Exercise brief:
Copy out every line in which the string "with" occurs.

Dataset content:
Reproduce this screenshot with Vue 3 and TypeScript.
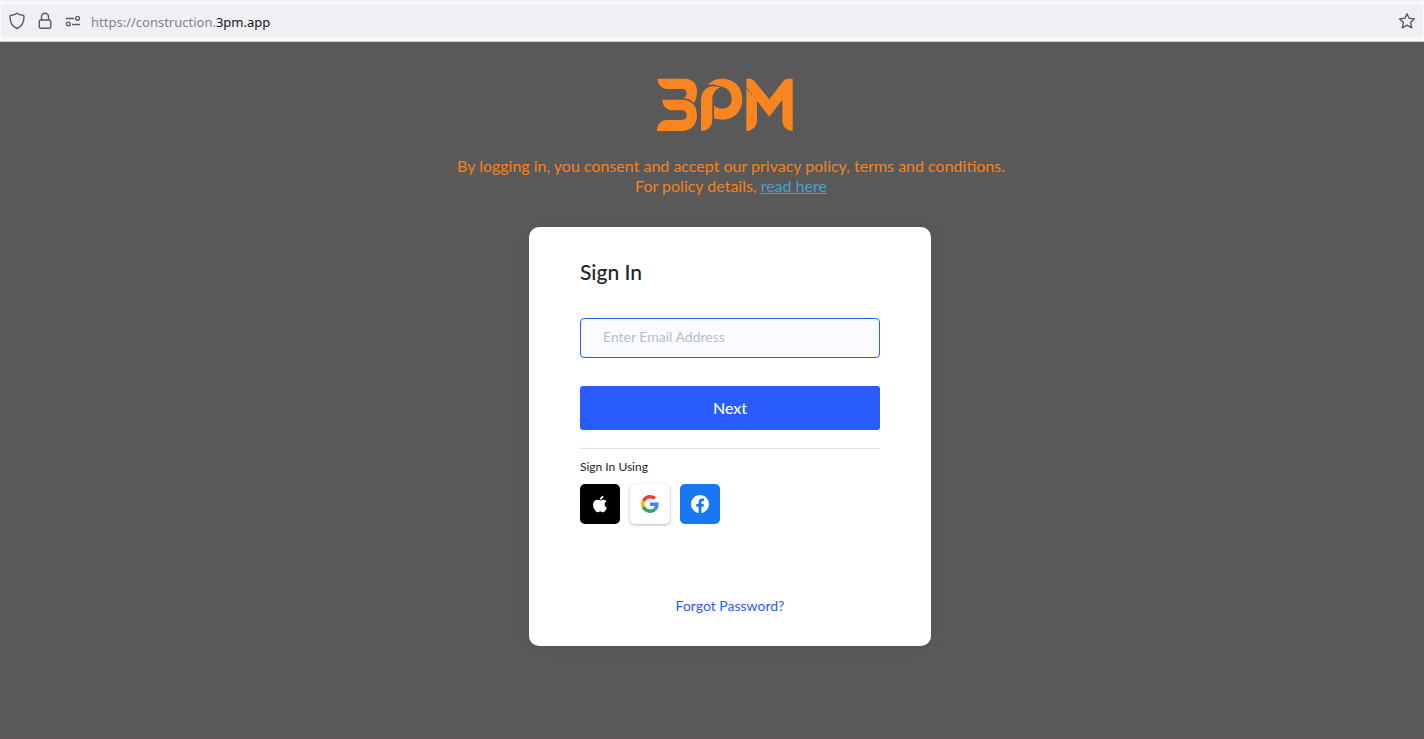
<script setup lang="ts">
import { ref } from 'vue'

const email = ref<string>('')
const address = { prefix: 'https://construction.', domain: '3pm.app' }
</script>

<template>
  <div class="window">
    <header class="toolbar">
      <div class="address-bar">
        <button class="tool" type="button" aria-label="Tracking protection">
          <svg width="16" height="18" viewBox="0 0 16 18" fill="none" stroke="#5b5b66" stroke-width="1.4" stroke-linejoin="round">
            <path d="M8 1.2 C6.8 2.2 4 3.2 1.6 3.5 C1.1 3.6 1 3.9 1 4.4 C1.1 10.4 3 14.5 8 16.5 C13 14.5 14.9 10.4 15 4.4 C15 3.9 14.9 3.6 14.4 3.5 C12 3.2 9.2 2.2 8 1.2Z" />
          </svg>
        </button>
        <button class="tool" type="button" aria-label="Connection security">
          <svg width="14" height="18" viewBox="0 0 14 18" fill="none" stroke="#5b5b66" stroke-width="1.4">
            <rect x="1.2" y="8" width="11.6" height="8.3" rx="1.6" />
            <path d="M3.5 8V4.8a3.5 3.5 0 0 1 7 0V8" />
          </svg>
        </button>
        <button class="tool" type="button" aria-label="Site permissions">
          <svg width="16" height="12" viewBox="0 0 16 12" fill="none" stroke="#5b5b66" stroke-width="1.4">
            <path d="M1 3.5H9M7 9.5H15" />
            <circle cx="12.5" cy="3.3" r="1.9" />
            <circle cx="3.3" cy="9" r="1.9" />
          </svg>
        </button>
        <span class="url"><span class="url-prefix">{{ address.prefix }}</span>{{ address.domain }}</span>
        <button class="tool" type="button" aria-label="Bookmark this page">
          <svg width="18" height="18" viewBox="0 0 18 18" fill="none" stroke="#5b5b66" stroke-width="1.4" stroke-linejoin="round">
            <path d="M9 1.7 L11.1 6.2 L16.4 6.9 L12.6 10.3 L13.7 15.9 L9 13.2 L4.3 15.9 L5.4 10.3 L1.6 6.9 L6.9 6.2Z" />
          </svg>
        </button>
      </div>
    </header>

    <main class="page">
      <svg class="logo" viewBox="36 24 408 162" role="img" aria-label="3PM">
        <path d="M38 26H118C142 26 156 40 156 62C156 79 153 91 147 99C139 90 130 86 115 85C122 82 125 77 125 70C125 61 120 57 112 57H72C52 57 38 46 38 26Z" />
        <path d="M52 89H112C139 89 156 108 156 136C156 165 138 183 110 183H36C36 162 48 150 67 150H110C120 150 125 145 125 136C125 127 120 121 110 121H85C66 121 52 109 52 89Z" />
        <path d="M168 183V92C168 60 190 41 226 52C209 60 202 72 202 91V150C202 169 190 182 168 183Z" />
        <path d="M188 45C200 32 214 26 232 26C268 26 292 52 292 88C292 126 266 149 232 149C223 149 215 148 207 145V106C213 113 221 116 231 116C248 116 260 105 260 87C260 66 246 52 225 49C212 44 201 42 188 45Z" />
        <path d="M304 55L336 91V150C336 169 323 182 304 183Z" />
        <path d="M304 26H316C321 26 325 29 328 33L373 88L415 33C419 28 423 26 429 26H443V183C424 182 412 169 412 150V89L373 140L304 51Z" />
      </svg>

      <p class="consent">
        By logging in, you consent and accept our privacy policy, terms and conditions.<br />
        For policy details, <a href="#policy">read here</a>
      </p>

      <form class="card" @submit.prevent>
        <h1>Sign In</h1>
        <input v-model="email" type="email" placeholder="Enter Email Address" aria-label="Email address" />
        <button class="next" type="submit">Next</button>
        <hr />
        <p class="using">Sign In Using</p>
        <div class="providers">
          <button class="provider apple" type="button" aria-label="Sign in with Apple">
            <svg width="22" height="22" viewBox="0 0 24 24" fill="#fff">
              <path d="M17.05 20.28c-.98.95-2.05.8-3.08.35-1.09-.46-2.09-.48-3.24 0-1.44.62-2.2.44-3.06-.35C2.79 15.25 3.51 7.59 9.05 7.31c1.35.07 2.29.74 3.08.8 1.18-.24 2.31-.93 3.57-.84 1.51.12 2.65.72 3.4 1.8-3.12 1.87-2.38 5.98.48 7.13-.57 1.5-1.31 2.99-2.54 4.09zM12.03 7.25c-.15-2.23 1.66-4.07 3.74-4.25.29 2.58-2.34 4.5-3.74 4.25z" />
            </svg>
          </button>
          <button class="provider google" type="button" aria-label="Sign in with Google">
            <svg width="18" height="18" viewBox="0 0 48 48">
              <path fill="#ea4335" d="M24 9.5c3.54 0 6.71 1.22 9.21 3.6l6.85-6.85C35.9 2.38 30.47 0 24 0 14.62 0 6.51 5.38 2.56 13.22l7.98 6.19C12.43 13.72 17.74 9.5 24 9.5z" />
              <path fill="#4285f4" d="M46.98 24.55c0-1.57-.15-3.09-.38-4.55H24v9.02h12.94c-.58 2.96-2.26 5.48-4.78 7.18l7.73 6c4.51-4.18 7.09-10.36 7.09-17.65z" />
              <path fill="#fbbc05" d="M10.53 28.59c-.48-1.45-.76-2.99-.76-4.59s.27-3.14.76-4.59l-7.98-6.19C.92 16.46 0 20.12 0 24s.92 7.54 2.56 10.78l7.97-6.19z" />
              <path fill="#34a853" d="M24 48c6.48 0 11.93-2.13 15.89-5.81l-7.73-6c-2.15 1.45-4.92 2.3-8.16 2.3-6.26 0-11.57-4.22-13.47-9.91l-7.98 6.19C6.51 42.62 14.62 48 24 48z" />
            </svg>
          </button>
          <button class="provider facebook" type="button" aria-label="Sign in with Facebook">
            <svg width="18" height="18" viewBox="0 0 24 24" fill="#fff">
              <path d="M24 12.073C24 5.405 18.627 0 12 0S0 5.405 0 12.073C0 18.1 4.388 23.094 10.125 24v-8.437H7.078v-3.49h3.047v-2.66c0-3.025 1.792-4.697 4.533-4.697 1.312 0 2.686.236 2.686.236v2.971h-1.513c-1.491 0-1.956.93-1.956 1.886v2.264h3.328l-.532 3.49h-2.796V24C19.612 23.094 24 18.1 24 12.073z" />
            </svg>
          </button>
        </div>
        <a class="forgot" href="#forgot">Forgot Password?</a>
      </form>
    </main>
  </div>
</template>

<style>
body {
  margin: 0;
  background: #595959;
}
</style>

<style scoped>
.window {
  display: flex;
  flex-direction: column;
  min-height: 100vh;
  box-sizing: border-box;
  font-family: Lato, "Noto Sans", sans-serif;
  background: #595959;
  border-bottom: 2px solid #5b575b;
}

button {
  padding: 0;
  border: 0;
  background: none;
  font: inherit;
  cursor: pointer;
}

.toolbar {
  padding: 4px 1px;
  background: #f9f9fb;
  border-top: 1px solid #f0f0f4;
  border-bottom: 1px solid #cccccc;
}

.address-bar {
  display: flex;
  align-items: center;
  height: 32px;
  padding: 0 2px;
  border-radius: 4px;
  background: #f0f0f4;
}

.tool {
  display: flex;
  align-items: center;
  justify-content: center;
  width: 28px;
  height: 28px;
}

.url {
  flex: 1;
  padding: 2px 4px 0;
  font-family: "Noto Sans", sans-serif;
  font-size: 13px;
  line-height: 20px;
  color: #15141a;
}

.url-prefix {
  color: #84838a;
}

.page {
  display: flex;
  flex: 1;
  flex-direction: column;
  align-items: center;
  padding: 36px 0 36px 36px;
}

.logo {
  width: 136px;
  height: 54px;
  margin-right: 10px;
  fill: #f98520;
}

.consent {
  margin: 24px 0 31px;
  padding-left: 2px;
  font-size: 16px;
  line-height: 20px;
  text-align: center;
  color: #f58220;
}

.consent a {
  color: #4b9fcd;
}

.card {
  display: flex;
  flex-direction: column;
  box-sizing: border-box;
  width: 402px;
  padding: 31px 51px 30px;
  border-radius: 10px;
  background: #ffffff;
  box-shadow: 0 0 20px rgba(0, 0, 0, 0.04);
}

h1 {
  margin: 0 0 32px;
  font-size: 21px;
  font-weight: 500;
  line-height: 28px;
  color: #212529;
}

input {
  box-sizing: border-box;
  width: 100%;
  height: 40px;
  padding: 0 22px 4px;
  border: 1px solid #295cfa;
  border-radius: 4px;
  outline: none;
  background: #fbfcff;
  font-family: inherit;
  font-size: 14px;
  color: #212529;
}

input::placeholder {
  color: #b9bdc9;
}

.next {
  height: 44px;
  margin-top: 28px;
  padding-bottom: 2px;
  border-radius: 3px;
  background: #295cfa;
  font-size: 16px;
  font-weight: 500;
  color: #ffffff;
}

hr {
  width: 100%;
  height: 1px;
  margin: 18px 0 10px;
  border: 0;
  background: #e2e2e2;
}

.using {
  margin: 0 0 9px;
  font-size: 12px;
  line-height: 16px;
  color: #212529;
}

.providers {
  display: flex;
  gap: 10px;
}

.provider {
  display: flex;
  align-items: center;
  justify-content: center;
  width: 40px;
  height: 40px;
  border-radius: 5px;
}

.apple {
  background: #000000;
}

.google {
  background: #ffffff;
  box-shadow: 0 1px 3px rgba(0, 0, 0, 0.3);
}

.facebook {
  background: #1877f2;
}

.forgot {
  align-self: center;
  margin-top: 72px;
  font-size: 14px;
  line-height: 20px;
  color: #295cfa;
  text-decoration: none;
}
</style>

Answer for the task:
Reproduce this screenshot with Vue 3 and TypeScript.
          <button class="provider apple" type="button" aria-label="Sign in with Apple">
          <button class="provider google" type="button" aria-label="Sign in with Google">
          <button class="provider facebook" type="button" aria-label="Sign in with Facebook">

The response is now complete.